* _DATA EXCERPT_

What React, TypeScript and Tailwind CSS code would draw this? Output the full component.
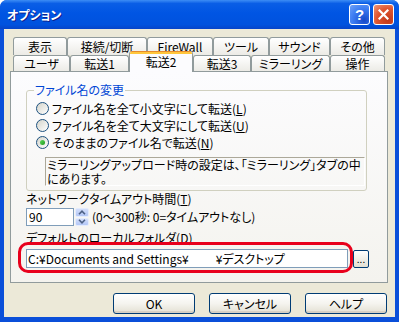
import React from "react";

const row1 = [
  { label: "表示", w: 54 },
  { label: "接続/切断", w: 80 },
  { label: "FireWall", w: 66 },
  { label: "ツール", w: 56 },
  { label: "サウンド", w: 61 },
  { label: "その他", w: 55 },
];

const row2 = [
  { label: "ユーザ", w: 57 },
  { label: "転送1", w: 59 },
  { label: "転送2", w: 64, active: true },
  { label: "転送3", w: 58 },
  { label: "ミラーリング", w: 79 },
  { label: "操作", w: 55 },
];

function Radio({ checked }: { checked?: boolean }) {
  return (
    <span className="flex items-center justify-center w-[13px] h-[13px] shrink-0 rounded-full border border-[#1C5180] bg-gradient-to-br from-[#D4D4CB] to-white">
      {checked && (
        <span className="w-[5px] h-[5px] rounded-full bg-gradient-to-br from-[#5BD95B] to-[#1E9A1E]" />
      )}
    </span>
  );
}

function XpButton({ label, w }: { label: string; w: number }) {
  return (
    <button
      style={{ width: w }}
      className="h-[21px] rounded-[3px] border border-[#003C74] bg-gradient-to-b from-white via-[#F5F4EF] to-[#E3E0D3] shadow-[inset_0_-2px_0_#D6D0C5] text-[12px] leading-none text-black"
    >
      {label}
    </button>
  );
}

function Arrow({ up }: { up?: boolean }) {
  return (
    <svg width="8" height="5" viewBox="0 0 8 5">
      <path
        d={up ? "M1 4.2 L4 1.2 L7 4.2" : "M1 0.8 L4 3.8 L7 0.8"}
        fill="none"
        stroke="#4D6185"
        strokeWidth="1.6"
      />
    </svg>
  );
}

export default function App() {
  return (
    <div className="w-[399px] h-[322px] flex flex-col rounded-t-[7px] overflow-hidden bg-[#0A4FD9] font-['Noto_Sans_CJK_JP','Noto_Sans',sans-serif] [font-feature-settings:'palt'] text-black">
      {/* Title bar */}
      <div className="h-[29px] shrink-0 flex items-center pl-[7px] pr-[5px] bg-[linear-gradient(180deg,#3D8DF5_0%,#0A5EE6_12%,#0055E3_45%,#0052DE_85%,#0644C9_100%)]">
        <span className="text-white font-bold text-[12px] leading-none [text-shadow:1px_1px_0_#0F1F8C]">
          オプション
        </span>
        <div className="ml-auto flex gap-[3px]">
          <div className="w-[21px] h-[21px] rounded-[3px] border border-white flex items-center justify-center bg-[radial-gradient(circle_at_75%_80%,#1648C8_0%,#3B7CF2_55%,#6FA2F8_100%)]">
            <span className="text-white font-bold text-[15px] leading-none font-['Liberation_Sans',sans-serif]">?</span>
          </div>
          <div className="w-[21px] h-[21px] rounded-[3px] border border-white flex items-center justify-center bg-[radial-gradient(circle_at_75%_80%,#C2381A_0%,#E0552F_55%,#EE9A7D_100%)]">
            <svg width="11" height="11" viewBox="0 0 11 11">
              <path d="M1.5 1.5 L9.5 9.5 M9.5 1.5 L1.5 9.5" stroke="white" strokeWidth="2.2" strokeLinecap="square" />
            </svg>
          </div>
        </div>
      </div>

      {/* Client area */}
      <div className="flex-1 mx-[4px] mb-[5px] bg-[#ECE9D8] pl-[6px] pt-[8px]">
        {/* Tabs */}
        <div className="flex ml-[3px] h-[18px]">
          {row1.map((t) => (
            <div
              key={t.label}
              style={{ width: t.w }}
              className="h-[18px] flex items-center justify-center border border-b-0 border-[#919B9C] rounded-t-[3px] bg-gradient-to-b from-white to-[#ECEBE6] text-[12px] leading-none"
            >
              {t.label}
            </div>
          ))}
        </div>
        <div className="flex items-end ml-[3px] h-[16px]">
          {row2.map((t) =>
            t.active ? (
              <div
                key={t.label}
                style={{ width: t.w }}
                className="relative z-10 h-[21px] mb-[-1px] flex flex-col border-x border-[#919B9C] rounded-t-[3px] bg-[#FCFCFE] overflow-hidden"
              >
                <div className="h-[1px] bg-[#E68B2C]" />
                <div className="h-[2px] bg-[#FFC73C]" />
                <div className="flex-1 flex items-center justify-center text-[12px] leading-none pb-[2px]">
                  {t.label}
                </div>
              </div>
            ) : (
              <div
                key={t.label}
                style={{ width: t.w }}
                className="h-[16px] flex items-center justify-center border border-b-0 border-[#919B9C] rounded-t-[3px] bg-gradient-to-b from-white to-[#ECEBE6] text-[12px] leading-none"
              >
                {t.label}
              </div>
            )
          )}
        </div>

        {/* Panel */}
        <div className="relative w-[378px] h-[212px] border border-[#919B9C] bg-gradient-to-b from-[#FCFCFE] to-[#F4F3EE] pl-[15px] flex flex-col text-[12px]">
          <fieldset className="mt-[11px] w-[341px] border border-[#D0D0BF] rounded-[3px] pb-[4px]">
            <legend className="ml-[7px] px-[1px] text-[#0046D5] leading-[14px]">ファイル名の変更</legend>
            <div className="pl-[9px] pt-[3px] flex flex-col">
              <div className="h-[17px] flex items-center gap-[3px]">
                <Radio />
                <span className="leading-none">ファイル名を全て小文字にして転送(<u>L</u>)</span>
              </div>
              <div className="h-[17px] flex items-center gap-[3px]">
                <Radio />
                <span className="leading-none">ファイル名を全て大文字にして転送(<u>U</u>)</span>
              </div>
              <div className="h-[17px] flex items-center gap-[3px]">
                <Radio checked />
                <span className="leading-none">そのままのファイル名で転送(<u>N</u>)</span>
              </div>
              <div className="mt-[6px] ml-[9px] w-[320px] h-[29px] border border-t-[#ACA899] border-l-[#ACA899] border-r-white border-b-white pl-[1px] leading-[14px]">
                <div>ミラーリングアップロード時の設定は、「ミラーリング」タブの中</div>
                <div>にあります。</div>
              </div>
            </div>
          </fieldset>

          <div className="mt-[1px] leading-[14px]">
            ネットワークタイムアウト時間(<u>T</u>)
          </div>
          <div className="mt-[2px] h-[18px] flex items-center">
            <div className="w-[48px] h-[18px] border border-[#7F9DB9] bg-white flex items-center pl-[2px] leading-none">
              90
            </div>
            <div className="ml-[1px] w-[14px] h-[18px] flex flex-col gap-[1px]">
              <div className="flex-1 rounded-[2px] border border-[#E4ECFD] bg-gradient-to-b from-[#D2DEFB] to-[#B3C7F6] flex items-center justify-center">
                <Arrow up />
              </div>
              <div className="flex-1 rounded-[2px] border border-[#E4ECFD] bg-gradient-to-b from-[#D2DEFB] to-[#B3C7F6] flex items-center justify-center">
                <Arrow />
              </div>
            </div>
            <span className="ml-[3px] leading-none">(0〜300秒: 0=タイムアウトなし)</span>
          </div>

          <div className="mt-[5px] leading-[14px]">
            デフォルトのローカルフォルダ(<u>D</u>)
          </div>
          <div className="mt-[4px] flex items-center">
            <div className="w-[322px] h-[19px] border border-[#7F9DB9] bg-white flex items-center pl-[1px] leading-none whitespace-nowrap">
              <span>C:¥Documents and Settings¥</span>
              <span className="w-[27px]" />
              <span>¥デスクトップ</span>
            </div>
            <button className="ml-[5px] w-[16px] h-[18px] rounded-[2px] border border-[#003C74] bg-gradient-to-b from-white to-[#E3E0D3] text-[10px] leading-none flex items-end justify-center pb-[3px]">
              ...
            </button>
          </div>

          {/* red annotation */}
          <div className="absolute left-[7px] top-[170px] w-[335px] h-[31px] border-[3px] border-[#E8001C] rounded-[10px] pointer-events-none" />
        </div>

        {/* Buttons */}
        <div className="mt-[10px] ml-[103px] flex gap-[14px]">
          <XpButton label="OK" w={82} />
          <XpButton label="キャンセル" w={82} />
          <XpButton label="ヘルプ" w={82} />
        </div>
      </div>
    </div>
  );
}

* _WORK TO COMPLETE_
With all pictures left out, please transcribe exactly the lines from the start of the material through the line with "import React from".

* _RESPONSE TO THIS EXERCISE_
What React, TypeScript and Tailwind CSS code would draw this? Output the full component.
import React from "react";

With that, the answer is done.